In the Symbol the World Itself is Speaking: Earth and Psyche in Balance
Jung used the term "the Self "to speak of the archetype of wholeness and the God image within. If the Self manifests to us in dreams as, among others things, numinous images and affects of the power of the great forces of nature, then Nature and the Holy are actually infused into each other. If, as Jung writes, the psyche is, at bottom, merged into the chemical substances, "then the psyche is simply 'world' ... and in the symbol the world itself is speaking."
With this in mind, we can look at the imminent environmental crisis as being psychological in nature and a reflection of the problem of our relationship with the Holy. The Western origin myth may not be adequate to the task of approaching the crisis in a non -technological way as a dynamic of the Sacred. We will explore other, indigenous origin myths and the world of dreams and ritual to see if more ancient approaches and understandings can help us find our way back into a balance with Nature and the Self that exists in our depths
Barry Williams, M. Div., Psy.D.* is a Jungian Analyst in private practice near Taos, NM. Known internationally for his lectures, workshops, wilderness pursuits, work with indigenous cultures and dreamwork, he has served on the Adjunct Faculty at Pacifica Graduate Institute, has been a long-time presenter at Journey Into Wholeness, and for over two decades a leader of the Temagami Vision Quest in Canada. An important part of his own journey toward wholeness has been a twelve year initiation into the tradition of the Huichol people of Central Mexico.
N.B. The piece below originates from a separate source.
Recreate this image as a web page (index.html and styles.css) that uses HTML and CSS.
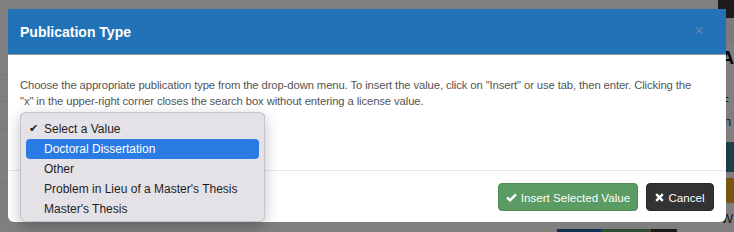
FILE: index.html
```html
<!DOCTYPE html>
<html lang="en">

<head>
    <meta charset="UTF-8">
    <meta name="viewport" content="width=device-width, initial-scale=1.0">
    <title>Publication Type</title>
    <link rel="stylesheet" href="styles.css">
</head>

<body>
    <div class="page">
        <div class="topbar"></div>
        <div class="page-main">
            <div class="page-left">
                <div class="row-line"></div>
                <div class="row-line"></div>
                <div class="row-line"></div>
                <div class="row-line"></div>
                <div class="row-line"></div>
            </div>
            <aside class="page-side">
                <div class="side-head"></div>
                <div class="side-title">A</div>
                <div class="side-text">F<br>in</div>
                <div class="side-btn teal"></div>
                <div class="side-btn brown"></div>
                <div class="side-text last">W</div>
            </aside>
        </div>
        <div class="page-bottom">
            <span class="blk blue"></span>
            <span class="blk green"></span>
            <span class="blk dark"></span>
        </div>
    </div>

    <div class="backdrop"></div>

    <div class="modal">
        <div class="modal-header">
            <h4 class="modal-title">Publication Type</h4>
            <span class="close">&times;</span>
        </div>
        <div class="modal-body">
            <p>Choose the appropriate publication type from the drop-down menu. To insert the value, click on "Insert" or use tab, then enter. Clicking the "x" in the upper-right corner closes the search box without entering a license value.</p>
            <div class="select-box"></div>
        </div>
        <div class="modal-footer">
            <button type="button" class="btn btn-success">
                <svg width="11" height="9" viewBox="0 0 11 9"><path d="M1 4.4 L4 7.3 L10 1.3" fill="none" stroke="#fff" stroke-width="2.4"/></svg>
                Insert Selected Value
            </button>
            <button type="button" class="btn btn-dark">
                <svg width="9" height="9" viewBox="0 0 9 9"><path d="M1.2 1.2 L7.8 7.8 M7.8 1.2 L1.2 7.8" stroke="#fff" stroke-width="2.4"/></svg>
                Cancel
            </button>
        </div>
    </div>

    <!-- native select popup -->
    <ul class="select-menu">
        <li class="checked">Select a Value</li>
        <li class="active">Doctoral Dissertation</li>
        <li>Other</li>
        <li>Problem in Lieu of a Master's Thesis</li>
        <li>Master's Thesis</li>
    </ul>
</body>

</html>
```

FILE: styles.css
```css
* {
    box-sizing: border-box;
}

body {
    margin: 0;
    width: 734px;
    height: 232px;
    overflow: hidden;
    background-color: #fff;
    font-family: "Liberation Sans", Arial, sans-serif;
    position: relative;
}

/* page behind the dialog */
.page {
    height: 232px;
    display: flex;
    flex-direction: column;
}

.topbar {
    height: 9px;
    background-color: #383838;
}

.page-main {
    flex-grow: 1;
    display: flex;
}

.page-left {
    width: 727px;
    padding-top: 48px;
}

.row-line {
    height: 27px;
    border-bottom: 1px solid #f2f2f2;
}

.page-side {
    flex-grow: 1;
    background-color: #fff;
    padding-left: 3px;
    color: #000;
}

.side-head {
    height: 46px;
    margin-left: -3px;
    background-color: #383838;
    border-bottom: 28px solid #f6f6f6;
}

.side-title {
    font-size: 18px;
    font-weight: bold;
    line-height: 16px;
    margin-top: 4px;
}

.side-text {
    font-size: 13px;
    line-height: 20px;
    color: #333;
    margin-top: 26px;
}

.side-text.last {
    margin-top: 6px;
}

.side-btn {
    height: 30px;
    margin-top: 10px;
    border-radius: 4px 0 0 4px;
}

.side-btn.teal {
    background-color: #3b7f91;
}

.side-btn.brown {
    height: 25px;
    background-color: #f0ad1e;
    margin-top: 6px;
}

.page-bottom {
    height: 10px;
    display: flex;
    padding-left: 557px;
}

.blk {
    height: 10px;
}

.blk.blue {
    width: 44px;
    background-color: #1f62a0;
}

.blk.green {
    width: 50px;
    background-color: #5c9460;
}

.blk.dark {
    width: 26px;
    background-color: #333;
}

.backdrop {
    position: absolute;
    top: 0;
    left: 0;
    right: 0;
    bottom: 0;
    background-color: rgba(0, 0, 0, 0.5);
}

/* dialog */
.modal {
    position: absolute;
    top: 9px;
    left: 8px;
    width: 718px;
    height: 213px;
    background-color: #fff;
    border-radius: 0 0 6px 6px;
    display: flex;
    flex-direction: column;
    overflow: hidden;
}

.modal-header {
    height: 46px;
    background-color: #2172b7;
    border-bottom: 1px solid #9a9a9a;
    display: flex;
    align-items: center;
    justify-content: space-between;
    padding: 0 22px 0 12px;
}

.modal-title {
    margin: 0;
    color: #fff;
    font-size: 14px;
    font-weight: bold;
}

.close {
    color: #5885b3;
    font-size: 17px;
    line-height: 1;
    margin-top: -2px;
}

.modal-body {
    height: 116px;
    padding: 22px 22px 0 12px;
    border-bottom: 1px solid #e5e5e5;
}

.modal-body p {
    margin: 0;
    font-size: 11.3px;
    letter-spacing: -0.12px;
    line-height: 16px;
    color: #555;
}

.select-box {
    width: 245px;
    height: 24px;
    margin-top: 4px;
    border: 1px solid #66afe9;
    border-radius: 4px;
}

.modal-footer {
    flex-grow: 1;
    display: flex;
    justify-content: flex-end;
    align-items: flex-start;
    gap: 8px;
    padding: 12px 12px 0;
}

.btn {
    height: 28px;
    border-radius: 4px;
    font-family: "Liberation Sans", Arial, sans-serif;
    font-size: 11.6px;
    color: #fff;
    padding: 0;
    display: flex;
    align-items: center;
    justify-content: center;
    gap: 4px;
    white-space: nowrap;
}

.btn-success {
    width: 140px;
    background-color: #5a9c63;
    border: 1px solid #4e8c56;
}

.btn-dark {
    width: 68px;
    background-color: #333;
    border: 1px solid #2a2a2a;
}

/* open select popup */
.select-menu {
    position: absolute;
    top: 112px;
    left: 20px;
    width: 245px;
    height: 110px;
    margin: 0;
    padding: 6px 5px 4px;
    list-style: none;
    background-color: #e4e2e7;
    border: 1px solid #c6c4ca;
    border-radius: 6px;
    box-shadow: 0 4px 14px rgba(0, 0, 0, 0.25);
    font-family: "Liberation Sans", Arial, sans-serif;
    font-size: 12px;
    color: #1e1e1e;
}

.select-menu li {
    height: 20px;
    line-height: 20px;
    padding-left: 18px;
    border-radius: 4px;
    position: relative;
}

.select-menu li.checked::before {
    content: "\2714";
    position: absolute;
    left: 3px;
    font-family: "DejaVu Sans", sans-serif;
    font-size: 11px;
}

.select-menu li.active {
    background-color: #2a7be4;
    color: #fff;
}
```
Along with his family at their remote home in New Mexico, at sea in New Zealand and in a wilderness setting in Northern Canada, Barry offers retreats on dreams, shamanism, ritual and the great forces of nature.
Workshops and Special Events
A Peace You've Never Known:
The Practice of Middle-of-the-Night Meditation as a Means of Grace

Gregory Scott Sparrow, Ed.D., LPC; LMFT
Jung noted that dream imagery could only be understood as the outgrowth of a reciprocal exchange between dream ego and emergent archetype. Rumi once said, "What nine months does for the embryo, 40 early mornings will do for your growing awareness." This workshop offers a new model that emphasizes the dialectical nature of the dream’s unfoldment, as well as a practice of Middle-of -the-Night-Meditation (MNM), which enhances the dreamer’s capacity to interact with the content emerging from the psyche in a fearless and creative way in order to facilitate the individuation/integration process.
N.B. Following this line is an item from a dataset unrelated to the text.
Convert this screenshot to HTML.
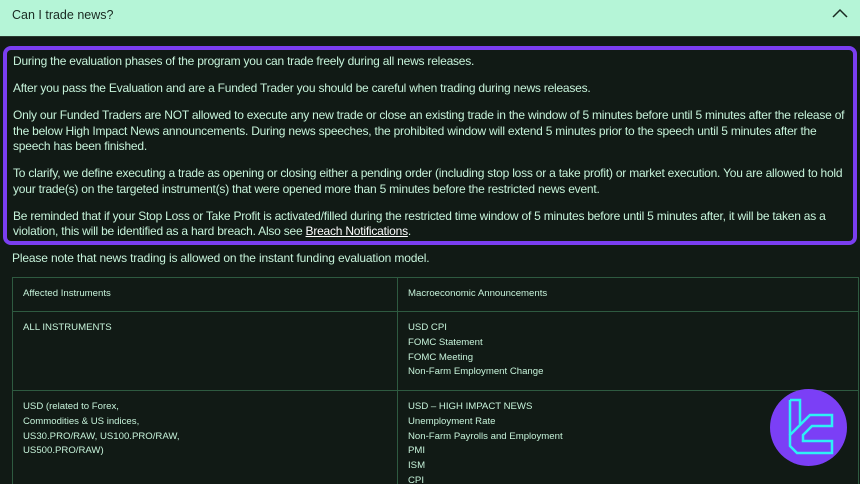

The presentation will present an array of anecdotal accounts from the presenter's own journals as well as from the lives of others; review the meditation research that supports the apparent effect of meditation on the dream state; establish the importance of MNM to the individuation process; and lay out a practical regimen that combines MNM with a simple pre-sleep exercises called "Dream Reliving" as a way to foster psychological integration and deep communion.
Gregory Scott Sparrow, Ed.D., LPC; LMFT is a psychotherapist, college professor, spiritual mentor, author, and fly fishing guide who lives on the shores of the Lower Laguna Madre of deep south Texas. In 1976, he wrote Lucid Dreaming -- Dawning of the Clear Light, which was based largely on his own experiences. It was the first book on lucid dreaming published in the U.S., and has been extensively cited and hailed as an early classic in this new field of dream theory.
In his late teens, Scott began sporadically to practice Middle-of-the-Night-Meditation of his nighttime dreams. Over the years, he has come to recognize the value of this practice for enhancing, not only dreams, but one's spiritual journey. He began to realize that dreams following these meditation periods are often characterized by: greater reflectiveness, the presence of Light, the deepening of archetypal content, and encounters with the Self. His own books including the aforementioned Lucid Dreaming: Dawning of the Clear Light; and I Am With You Always: True Stories of Encounters With Jesus, and Blessed Among Women: Encounters with Mary and Her Message were direct outgrowths of this particular spiritual practice. Along with enhancing creativity, it has often facilitated resolution of the presenter's own psychodynamic conflicts as well as encounters with the Self.
Scott is an an Assistant Professor at the University of Texas - Pan American, where he teaches in the graduate counseling program. He is also a Charter faculty member at Atlantic University in Virginia Beach, where he leads seminars for men on midlife issues, and teaches a course titled "Principles and Practices of Spiritual Mentorship."
He has lectured and taught courses across the U.S. on such topics as meditation, lucid dreaming, and dreamwork methods. His latest book is Healing the Fisher King: A Fly Fisher's Quest has been called: "a masterpiece" and "destined to become a classic among spiritual autobiographies."
Group Dreamwork

Barry Williams, M. Div., Psy.D*
These workshops will explore the archetypal ground of dreams in a group setting, so that everyone can benefit from the rich unconscious material that is emerging during the conference. In addition, participants can learn about dreamwork in a Jungian style, gain an understanding of the movement of archetypal energies in the psyche and help make conscious the unconscious process set in motion by the gathered community and the content of the lectures. You do not need to offer a dream, but if you would like, please come with a dream that comments on the deeper nature of psychic reality, ie. a dream with strong affect or images, dreams that seem or feel mysterious, numinous or spiritual in any way, dreams of nature or natural forces, a dream that confounds you or that in any way suggests the presence, activity or dynamics of the Self, God or the gods or the archetypal world. None of your dreams fit these descriptions? -- just come with what you have, either from the week or from a lifetime.